Many countries are applying similar policies and the EU Posted Worker Directive has increased scrutiny on mobile workers in the European Economic Area. With the looming deadline for transposition of the Directive in July of this year, the ability to ‘wing it’ on a simple EU business trip is becoming more difficult.
As these new political environments take place, companies are looking again at a practice that in the past the ‘Risk of Penalty’ was balanced against the ‘Cost of Compliance’. The cost of compliance has now increased particularly with the Posted Worker Directive. In addition to this single process ( Posted Worker ) we are now also seeing greater sharing of data between Government agencies that in the past acted as siloed organisations – a policy that companies benefitted from.
In launching the new Registration Portal for the Netherland’s Posted Worker there was a small snippet at the bottom of the FAQ section indicating how the Government would share data. In a GDPR world, organisations are now obliged to inform data subjects how their data will be used and who it will be shared with:
So the net impact here is that a ‘registration’ of a Dutch Posted Worker will mean that the salary data (obligatory in PW registration), hours worked and duration of trip, will be transferred to the Dutch Tax and Customs authorities who may from there calculate whether there is a Tax withholding or Economic Employer obligation.
The ability to ‘wing it ‘has now become more difficult should the company have significant business in the country. On leaving the Schengen zone the traveller’s passport is scanned, and now the authorities have a second source of data from the Schengen Information System to corroborate time spent in the country.
Mobility professionals should revisit the business problem in light of this re-balancing of the increase now in not only the ‘risk of penalty’ but the simple day to day withholding issues.

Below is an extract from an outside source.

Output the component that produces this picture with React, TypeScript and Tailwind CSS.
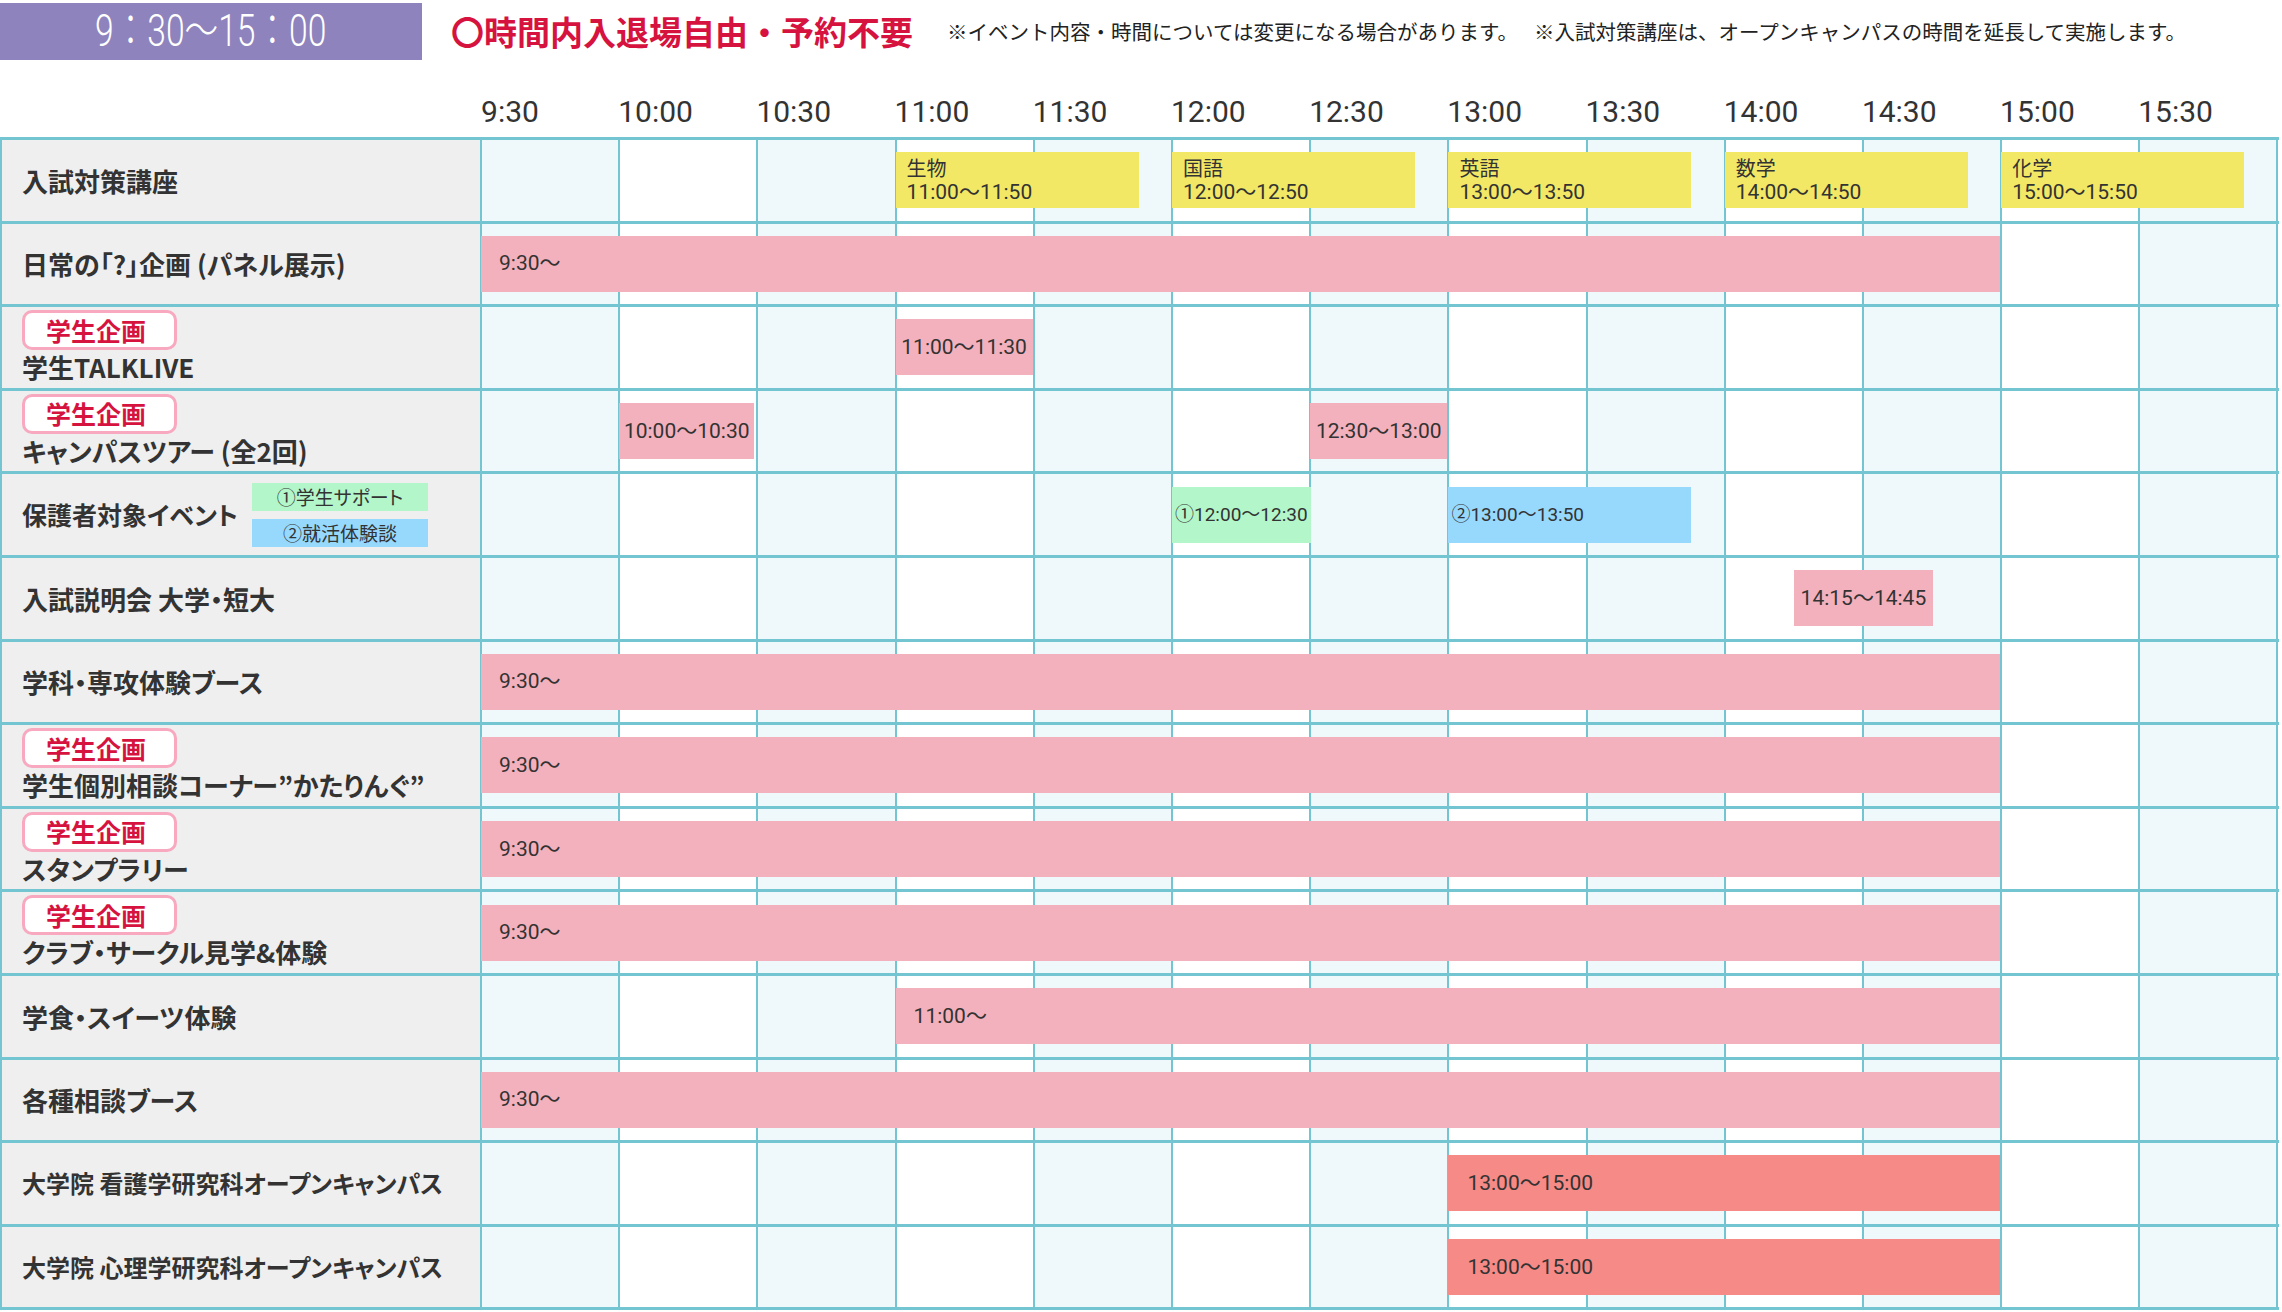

Business travel has changed significantly over the last number of years and the whole process of booking and delivering travel products has changed immeasurably. In this context, business travel managers have revamped their service delivery and the traveller has adapted to the changing processes.
Who would have thought that several years ago when booking via a travel agent or travel manager internal to a company, that most travellers would now be booking their own travel on smartphones, and then when at the airport they either check in online or use self-service kiosks – even tagging their own bags and lifting them onto conveyors.
When self booking tools first came on the market in the mid 2000s, there was resistance from Business travellers to change, and by a series of coercive policies – usually linking compliance to expense reimbursement – the behaviour of the business travellers changed. Once travellers got to grips with self-service travel they have embraced it and now couldn’t countenance not being able to check in at 8am in the morning from their hotel room – viewing this as 30 minutes saved at the airport later that day.
Mobility teams need to replicate this phenomenon and harness the most human resource they have to ensure mobility compliance. A resistance to involving travellers in compliance programmes seems not to take into account the ever-changing nature of business travel and the business traveller. A recent survey by Travelport – a global travel technology supplier powering most of the world’s travel agencies and online travel suppliers – found that travellers will use on average 16 apps while on a business trip – from travel suppliers, expense management providers, taxi firms and accommodation suppliers. A mobility team looking to implement a technology solution would have a receptive audience.
Some of the biggest drains on a Mobility team can be processes, such as A1 or Certificate of Coverage applications, Letters of Invite for Immigration, or Posted Worker registration could all be devolved to the traveller via technology and then approved or submitted by the mobility teams. As mobility teams scramble for resources they are not utilising the first level of resource available to them – the business traveller themselves. The business traveller is the one with most information about the upcoming trip and to accurately complete a Posted Worker registration or A1 application they invariably have to ask the traveller for the information anyhow – why not have the traveller complete the information online and then submit to the relevant service provider or regulatory body.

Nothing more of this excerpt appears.